**TASK TO CARRY OUT**
Skip every image and restate the data word for word.

**DATASET ENTRIES**
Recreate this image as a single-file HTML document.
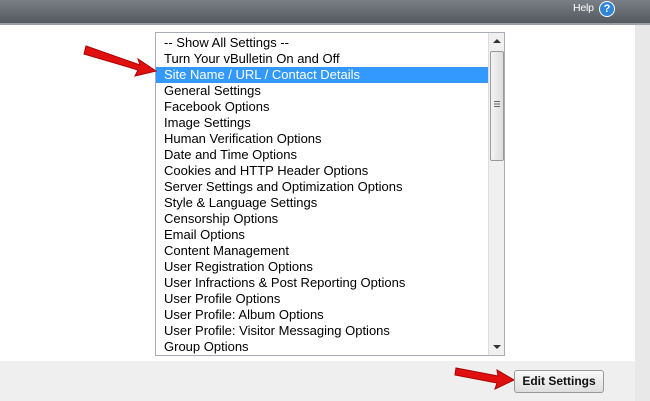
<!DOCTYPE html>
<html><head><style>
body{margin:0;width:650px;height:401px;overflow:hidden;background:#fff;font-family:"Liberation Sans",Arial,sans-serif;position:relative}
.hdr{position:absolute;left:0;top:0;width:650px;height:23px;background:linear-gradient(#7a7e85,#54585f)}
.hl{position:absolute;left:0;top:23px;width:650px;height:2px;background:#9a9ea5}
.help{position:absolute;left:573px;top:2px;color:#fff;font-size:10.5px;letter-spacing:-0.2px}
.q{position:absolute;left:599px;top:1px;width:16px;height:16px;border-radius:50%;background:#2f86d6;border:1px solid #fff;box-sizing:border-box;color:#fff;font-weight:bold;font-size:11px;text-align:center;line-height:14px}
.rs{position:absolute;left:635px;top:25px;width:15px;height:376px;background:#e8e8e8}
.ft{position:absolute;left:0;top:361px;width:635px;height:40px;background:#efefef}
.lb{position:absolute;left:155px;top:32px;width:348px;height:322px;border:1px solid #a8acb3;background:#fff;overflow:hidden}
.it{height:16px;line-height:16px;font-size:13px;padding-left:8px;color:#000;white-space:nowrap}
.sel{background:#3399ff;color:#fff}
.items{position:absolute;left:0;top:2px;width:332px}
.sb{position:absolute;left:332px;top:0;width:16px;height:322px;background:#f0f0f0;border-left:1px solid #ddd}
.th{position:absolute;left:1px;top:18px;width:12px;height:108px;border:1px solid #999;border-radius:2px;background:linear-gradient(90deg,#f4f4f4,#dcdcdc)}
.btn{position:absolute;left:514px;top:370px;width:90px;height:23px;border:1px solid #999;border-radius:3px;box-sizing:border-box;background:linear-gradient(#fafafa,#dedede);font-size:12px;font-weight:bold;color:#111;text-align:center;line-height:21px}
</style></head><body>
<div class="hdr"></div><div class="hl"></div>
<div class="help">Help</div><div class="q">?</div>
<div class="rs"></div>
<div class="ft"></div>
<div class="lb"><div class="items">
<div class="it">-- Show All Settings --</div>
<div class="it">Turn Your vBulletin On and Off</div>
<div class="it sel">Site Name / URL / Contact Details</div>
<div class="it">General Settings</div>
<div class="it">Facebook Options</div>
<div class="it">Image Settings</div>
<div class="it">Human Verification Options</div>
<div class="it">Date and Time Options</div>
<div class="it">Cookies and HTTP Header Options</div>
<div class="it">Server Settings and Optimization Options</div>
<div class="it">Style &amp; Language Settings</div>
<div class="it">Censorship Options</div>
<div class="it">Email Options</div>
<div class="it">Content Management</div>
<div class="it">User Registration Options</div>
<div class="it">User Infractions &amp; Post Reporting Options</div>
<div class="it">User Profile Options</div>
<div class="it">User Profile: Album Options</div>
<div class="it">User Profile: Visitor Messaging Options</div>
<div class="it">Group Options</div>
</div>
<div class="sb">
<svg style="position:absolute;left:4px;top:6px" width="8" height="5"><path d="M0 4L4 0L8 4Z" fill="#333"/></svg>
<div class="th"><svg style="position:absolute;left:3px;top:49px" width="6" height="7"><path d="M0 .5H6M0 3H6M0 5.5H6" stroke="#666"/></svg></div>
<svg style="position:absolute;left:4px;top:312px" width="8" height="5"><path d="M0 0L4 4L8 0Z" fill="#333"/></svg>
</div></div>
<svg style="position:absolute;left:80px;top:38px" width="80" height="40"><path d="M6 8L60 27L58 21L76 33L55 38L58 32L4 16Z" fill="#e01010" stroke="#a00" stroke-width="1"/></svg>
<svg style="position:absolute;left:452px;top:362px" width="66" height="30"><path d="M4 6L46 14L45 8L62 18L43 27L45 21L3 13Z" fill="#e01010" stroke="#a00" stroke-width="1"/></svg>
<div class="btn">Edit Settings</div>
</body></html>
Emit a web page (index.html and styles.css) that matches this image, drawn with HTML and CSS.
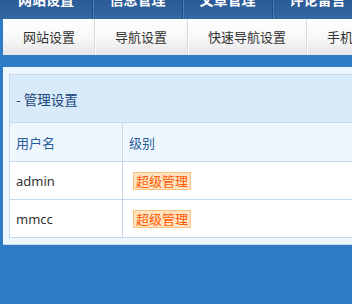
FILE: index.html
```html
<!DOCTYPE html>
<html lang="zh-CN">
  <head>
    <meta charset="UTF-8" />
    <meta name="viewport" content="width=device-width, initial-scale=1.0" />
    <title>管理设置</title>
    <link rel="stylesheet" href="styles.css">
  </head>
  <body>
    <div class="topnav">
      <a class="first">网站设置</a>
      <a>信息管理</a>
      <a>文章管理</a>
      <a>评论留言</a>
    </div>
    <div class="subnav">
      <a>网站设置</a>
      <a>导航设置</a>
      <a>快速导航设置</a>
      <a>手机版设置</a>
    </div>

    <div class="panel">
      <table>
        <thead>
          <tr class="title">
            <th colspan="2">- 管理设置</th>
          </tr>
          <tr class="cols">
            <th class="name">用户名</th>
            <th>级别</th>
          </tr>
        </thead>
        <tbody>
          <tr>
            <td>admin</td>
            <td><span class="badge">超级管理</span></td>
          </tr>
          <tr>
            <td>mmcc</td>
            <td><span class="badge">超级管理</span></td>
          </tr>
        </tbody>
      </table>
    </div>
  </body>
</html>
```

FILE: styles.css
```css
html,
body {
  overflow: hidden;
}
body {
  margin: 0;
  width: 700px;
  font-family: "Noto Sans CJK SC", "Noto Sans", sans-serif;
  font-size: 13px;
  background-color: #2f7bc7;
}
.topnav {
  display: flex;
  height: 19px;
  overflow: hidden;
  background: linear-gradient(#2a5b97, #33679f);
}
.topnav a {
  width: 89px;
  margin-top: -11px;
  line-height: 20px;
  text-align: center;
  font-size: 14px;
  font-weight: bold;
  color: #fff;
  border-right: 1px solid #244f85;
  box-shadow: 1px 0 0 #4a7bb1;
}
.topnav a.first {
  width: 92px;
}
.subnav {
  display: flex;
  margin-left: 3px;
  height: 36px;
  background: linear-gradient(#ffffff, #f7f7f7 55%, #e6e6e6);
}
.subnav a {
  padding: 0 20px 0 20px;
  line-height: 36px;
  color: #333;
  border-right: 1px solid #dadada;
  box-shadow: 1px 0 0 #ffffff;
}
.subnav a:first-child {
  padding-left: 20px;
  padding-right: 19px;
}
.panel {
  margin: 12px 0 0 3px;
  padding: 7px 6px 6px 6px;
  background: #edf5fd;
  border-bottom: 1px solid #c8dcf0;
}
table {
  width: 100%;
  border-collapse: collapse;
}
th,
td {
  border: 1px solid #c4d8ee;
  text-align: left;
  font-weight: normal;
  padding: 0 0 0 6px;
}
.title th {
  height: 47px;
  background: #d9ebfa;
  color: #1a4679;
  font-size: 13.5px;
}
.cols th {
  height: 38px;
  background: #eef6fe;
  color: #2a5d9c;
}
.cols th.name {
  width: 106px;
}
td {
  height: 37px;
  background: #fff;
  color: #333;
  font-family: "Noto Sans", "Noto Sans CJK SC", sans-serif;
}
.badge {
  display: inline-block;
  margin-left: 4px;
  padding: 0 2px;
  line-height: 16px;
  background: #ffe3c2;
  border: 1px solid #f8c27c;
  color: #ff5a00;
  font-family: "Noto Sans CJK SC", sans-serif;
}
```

**EXPECTED ANSWER**
Recreate this image as a single-file HTML document.
<!DOCTYPE html>
<html><head><style>
body{margin:0;width:650px;height:401px;overflow:hidden;background:#fff;font-family:"Liberation Sans",Arial,sans-serif;position:relative}
.hdr{position:absolute;left:0;top:0;width:650px;height:23px;background:linear-gradient(#7a7e85,#54585f)}
.hl{position:absolute;left:0;top:23px;width:650px;height:2px;background:#9a9ea5}
.help{position:absolute;left:573px;top:2px;color:#fff;font-size:10.5px;letter-spacing:-0.2px}
.q{position:absolute;left:599px;top:1px;width:16px;height:16px;border-radius:50%;background:#2f86d6;border:1px solid #fff;box-sizing:border-box;color:#fff;font-weight:bold;font-size:11px;text-align:center;line-height:14px}
.rs{position:absolute;left:635px;top:25px;width:15px;height:376px;background:#e8e8e8}
.ft{position:absolute;left:0;top:361px;width:635px;height:40px;background:#efefef}
.lb{position:absolute;left:155px;top:32px;width:348px;height:322px;border:1px solid #a8acb3;background:#fff;overflow:hidden}
.it{height:16px;line-height:16px;font-size:13px;padding-left:8px;color:#000;white-space:nowrap}
.sel{background:#3399ff;color:#fff}
.items{position:absolute;left:0;top:2px;width:332px}
.sb{position:absolute;left:332px;top:0;width:16px;height:322px;background:#f0f0f0;border-left:1px solid #ddd}
.th{position:absolute;left:1px;top:18px;width:12px;height:108px;border:1px solid #999;border-radius:2px;background:linear-gradient(90deg,#f4f4f4,#dcdcdc)}
.btn{position:absolute;left:514px;top:370px;width:90px;height:23px;border:1px solid #999;border-radius:3px;box-sizing:border-box;background:linear-gradient(#fafafa,#dedede);font-size:12px;font-weight:bold;color:#111;text-align:center;line-height:21px}
</style></head><body>
<div class="hdr"></div><div class="hl"></div>
<div class="help">Help</div><div class="q">?</div>
<div class="rs"></div>
<div class="ft"></div>
<div class="lb"><div class="items">
<div class="it">-- Show All Settings --</div>
<div class="it">Turn Your vBulletin On and Off</div>
<div class="it sel">Site Name / URL / Contact Details</div>
<div class="it">General Settings</div>
<div class="it">Facebook Options</div>
<div class="it">Image Settings</div>
<div class="it">Human Verification Options</div>
<div class="it">Date and Time Options</div>
<div class="it">Cookies and HTTP Header Options</div>
<div class="it">Server Settings and Optimization Options</div>
<div class="it">Style &amp; Language Settings</div>
<div class="it">Censorship Options</div>
<div class="it">Email Options</div>
<div class="it">Content Management</div>
<div class="it">User Registration Options</div>
<div class="it">User Infractions &amp; Post Reporting Options</div>
<div class="it">User Profile Options</div>
<div class="it">User Profile: Album Options</div>
<div class="it">User Profile: Visitor Messaging Options</div>
<div class="it">Group Options</div>
</div>
<div class="sb">
<svg style="position:absolute;left:4px;top:6px" width="8" height="5"><path d="M0 4L4 0L8 4Z" fill="#333"/></svg>
<div class="th"><svg style="position:absolute;left:3px;top:49px" width="6" height="7"><path d="M0 .5H6M0 3H6M0 5.5H6" stroke="#666"/></svg></div>
<svg style="position:absolute;left:4px;top:312px" width="8" height="5"><path d="M0 0L4 4L8 0Z" fill="#333"/></svg>
</div></div>
<svg style="position:absolute;left:80px;top:38px" width="80" height="40"><path d="M6 8L60 27L58 21L76 33L55 38L58 32L4 16Z" fill="#e01010" stroke="#a00" stroke-width="1"/></svg>
<svg style="position:absolute;left:452px;top:362px" width="66" height="30"><path d="M4 6L46 14L45 8L62 18L43 27L45 21L3 13Z" fill="#e01010" stroke="#a00" stroke-width="1"/></svg>
<div class="btn">Edit Settings</div>
</body></html>
Emit a web page (index.html and styles.css) that matches this image, drawn with HTML and CSS.
FILE: index.html
```html
<!DOCTYPE html>
<html lang="zh-CN">
  <head>
    <meta charset="UTF-8" />
    <meta name="viewport" content="width=device-width, initial-scale=1.0" />
    <title>管理设置</title>
    <link rel="stylesheet" href="styles.css">
  </head>
  <body>
    <div class="topnav">
      <a class="first">网站设置</a>
      <a>信息管理</a>
      <a>文章管理</a>
      <a>评论留言</a>
    </div>
    <div class="subnav">
      <a>网站设置</a>
      <a>导航设置</a>
      <a>快速导航设置</a>
      <a>手机版设置</a>
    </div>

    <div class="panel">
      <table>
        <thead>
          <tr class="title">
            <th colspan="2">- 管理设置</th>
          </tr>
          <tr class="cols">
            <th class="name">用户名</th>
            <th>级别</th>
          </tr>
        </thead>
        <tbody>
          <tr>
            <td>admin</td>
            <td><span class="badge">超级管理</span></td>
          </tr>
          <tr>
            <td>mmcc</td>
            <td><span class="badge">超级管理</span></td>
          </tr>
        </tbody>
      </table>
    </div>
  </body>
</html>
```

FILE: styles.css
```css
html,
body {
  overflow: hidden;
}
body {
  margin: 0;
  width: 700px;
  font-family: "Noto Sans CJK SC", "Noto Sans", sans-serif;
  font-size: 13px;
  background-color: #2f7bc7;
}
.topnav {
  display: flex;
  height: 19px;
  overflow: hidden;
  background: linear-gradient(#2a5b97, #33679f);
}
.topnav a {
  width: 89px;
  margin-top: -11px;
  line-height: 20px;
  text-align: center;
  font-size: 14px;
  font-weight: bold;
  color: #fff;
  border-right: 1px solid #244f85;
  box-shadow: 1px 0 0 #4a7bb1;
}
.topnav a.first {
  width: 92px;
}
.subnav {
  display: flex;
  margin-left: 3px;
  height: 36px;
  background: linear-gradient(#ffffff, #f7f7f7 55%, #e6e6e6);
}
.subnav a {
  padding: 0 20px 0 20px;
  line-height: 36px;
  color: #333;
  border-right: 1px solid #dadada;
  box-shadow: 1px 0 0 #ffffff;
}
.subnav a:first-child {
  padding-left: 20px;
  padding-right: 19px;
}
.panel {
  margin: 12px 0 0 3px;
  padding: 7px 6px 6px 6px;
  background: #edf5fd;
  border-bottom: 1px solid #c8dcf0;
}
table {
  width: 100%;
  border-collapse: collapse;
}
th,
td {
  border: 1px solid #c4d8ee;
  text-align: left;
  font-weight: normal;
  padding: 0 0 0 6px;
}
.title th {
  height: 47px;
  background: #d9ebfa;
  color: #1a4679;
  font-size: 13.5px;
}
.cols th {
  height: 38px;
  background: #eef6fe;
  color: #2a5d9c;
}
.cols th.name {
  width: 106px;
}
td {
  height: 37px;
  background: #fff;
  color: #333;
  font-family: "Noto Sans", "Noto Sans CJK SC", sans-serif;
}
.badge {
  display: inline-block;
  margin-left: 4px;
  padding: 0 2px;
  line-height: 16px;
  background: #ffe3c2;
  border: 1px solid #f8c27c;
  color: #ff5a00;
  font-family: "Noto Sans CJK SC", sans-serif;
}
```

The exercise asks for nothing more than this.